* THE EXERCISE *
How many lines hold the string "index"? Reply with the number alone.
* start DATA SEGMENT *
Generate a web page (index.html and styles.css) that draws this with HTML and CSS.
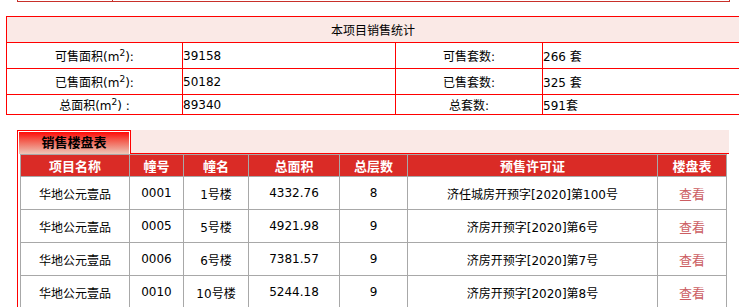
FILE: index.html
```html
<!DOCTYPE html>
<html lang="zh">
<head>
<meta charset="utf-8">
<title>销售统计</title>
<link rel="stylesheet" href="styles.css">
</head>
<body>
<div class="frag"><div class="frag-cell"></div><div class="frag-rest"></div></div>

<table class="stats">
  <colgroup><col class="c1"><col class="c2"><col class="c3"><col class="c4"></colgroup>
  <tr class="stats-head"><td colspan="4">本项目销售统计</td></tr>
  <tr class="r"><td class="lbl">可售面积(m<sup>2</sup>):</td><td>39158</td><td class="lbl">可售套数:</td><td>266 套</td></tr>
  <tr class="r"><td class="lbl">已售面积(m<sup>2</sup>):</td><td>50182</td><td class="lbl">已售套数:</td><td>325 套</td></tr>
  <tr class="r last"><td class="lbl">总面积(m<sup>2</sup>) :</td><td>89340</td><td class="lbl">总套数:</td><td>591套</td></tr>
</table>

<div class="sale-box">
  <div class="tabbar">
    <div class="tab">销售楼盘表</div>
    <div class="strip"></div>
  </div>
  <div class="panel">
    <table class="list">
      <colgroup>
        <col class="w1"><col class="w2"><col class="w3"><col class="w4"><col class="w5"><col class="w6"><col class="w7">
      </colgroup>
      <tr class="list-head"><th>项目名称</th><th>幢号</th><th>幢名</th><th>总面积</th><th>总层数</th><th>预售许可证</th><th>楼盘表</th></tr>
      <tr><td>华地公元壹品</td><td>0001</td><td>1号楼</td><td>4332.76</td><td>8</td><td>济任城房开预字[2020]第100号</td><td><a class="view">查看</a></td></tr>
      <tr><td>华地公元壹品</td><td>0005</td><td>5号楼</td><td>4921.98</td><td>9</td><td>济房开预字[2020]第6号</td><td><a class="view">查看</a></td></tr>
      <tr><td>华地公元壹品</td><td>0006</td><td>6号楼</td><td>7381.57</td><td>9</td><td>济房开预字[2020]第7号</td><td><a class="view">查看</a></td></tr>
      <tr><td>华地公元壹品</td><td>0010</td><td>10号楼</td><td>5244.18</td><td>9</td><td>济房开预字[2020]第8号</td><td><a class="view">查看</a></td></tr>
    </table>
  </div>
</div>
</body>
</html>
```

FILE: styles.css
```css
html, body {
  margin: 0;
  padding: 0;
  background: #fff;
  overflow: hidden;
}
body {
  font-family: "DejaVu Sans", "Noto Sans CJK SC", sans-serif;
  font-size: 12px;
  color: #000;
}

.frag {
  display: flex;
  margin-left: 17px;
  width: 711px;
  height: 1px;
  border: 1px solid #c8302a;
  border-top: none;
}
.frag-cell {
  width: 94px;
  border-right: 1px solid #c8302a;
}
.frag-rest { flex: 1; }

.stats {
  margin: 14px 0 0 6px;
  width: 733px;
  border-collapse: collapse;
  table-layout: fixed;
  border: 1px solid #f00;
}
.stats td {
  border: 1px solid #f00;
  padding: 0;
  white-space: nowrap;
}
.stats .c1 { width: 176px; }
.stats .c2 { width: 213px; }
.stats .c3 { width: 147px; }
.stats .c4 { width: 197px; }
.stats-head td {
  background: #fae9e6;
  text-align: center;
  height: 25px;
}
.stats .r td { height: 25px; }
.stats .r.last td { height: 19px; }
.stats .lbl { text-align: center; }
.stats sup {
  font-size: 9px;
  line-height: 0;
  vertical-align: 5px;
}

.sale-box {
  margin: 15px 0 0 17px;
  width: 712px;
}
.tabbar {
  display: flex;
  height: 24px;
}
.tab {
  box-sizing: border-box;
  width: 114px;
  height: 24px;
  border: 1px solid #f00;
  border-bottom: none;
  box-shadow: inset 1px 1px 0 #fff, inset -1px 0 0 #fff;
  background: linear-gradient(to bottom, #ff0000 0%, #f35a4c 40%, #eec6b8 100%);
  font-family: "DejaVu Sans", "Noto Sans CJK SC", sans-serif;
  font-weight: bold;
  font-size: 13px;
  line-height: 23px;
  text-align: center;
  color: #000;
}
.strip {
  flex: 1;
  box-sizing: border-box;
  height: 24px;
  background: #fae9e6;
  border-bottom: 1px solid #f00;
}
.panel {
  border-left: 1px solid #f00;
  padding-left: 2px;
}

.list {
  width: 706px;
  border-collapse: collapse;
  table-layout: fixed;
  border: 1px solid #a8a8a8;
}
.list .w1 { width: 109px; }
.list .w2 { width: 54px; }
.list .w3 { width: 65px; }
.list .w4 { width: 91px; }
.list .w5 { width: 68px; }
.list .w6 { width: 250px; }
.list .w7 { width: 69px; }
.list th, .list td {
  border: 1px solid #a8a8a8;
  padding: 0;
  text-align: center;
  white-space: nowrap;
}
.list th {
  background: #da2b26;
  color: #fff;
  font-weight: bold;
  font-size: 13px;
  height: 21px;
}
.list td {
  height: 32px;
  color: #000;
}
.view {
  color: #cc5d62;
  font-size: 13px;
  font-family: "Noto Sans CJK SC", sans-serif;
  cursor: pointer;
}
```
* end DATA SEGMENT *
* FULL OUTPUT *
2